I guess every young generation no matter how inaccessible and far flung manages to upset the older generation by carving out a style statement of its own , but the satellite communication does much more. It creates a global cohort of clones who wear the same belts and watches and the same denim jackets to perfectly blend into the global style statement as easily anywhere. So here I was being greeted by 3 women in their blue burkha one minute and the very next minute , as soon as the gates had closed behind us ( and we were within the safety of the four walls of the BDF office ) they had swung into action like superwomen.

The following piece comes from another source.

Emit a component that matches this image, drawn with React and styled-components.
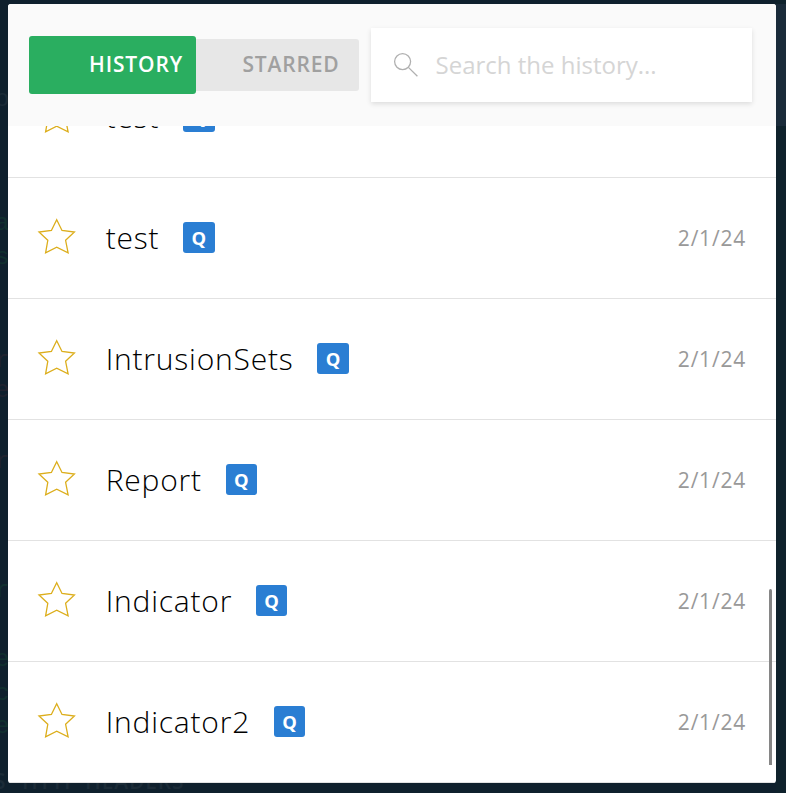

Off went their burkha and out came their natty denim/fur jackets from beneath, their white pearl studded polo necks, their fancy black leather coats, their dainty stockings and handbags, sunglasses , mobiles and digital cameras. Was I dreaming or did I reach the wrong destination I wondered for a second. They didn’t look like “poor Afghanis” from any angle. I looked extremely staid if not shabby beside them to say the least.
Even if one in a hundred it said a lot about the kind of exposure available to the Afghan community today in the post Taliban era. Zulia was the perfect epitome of a modern young girl, much more westernised than what I was in many ways. Incidentally her first question onmeetingme was if I had the Microsoft publisher in my laptop to help her design the magazine she was editing for BDF.
I felt so proud of her and so sad for the opportunities I never availed to look beyong my comfort zone, because I had taken it all for granted.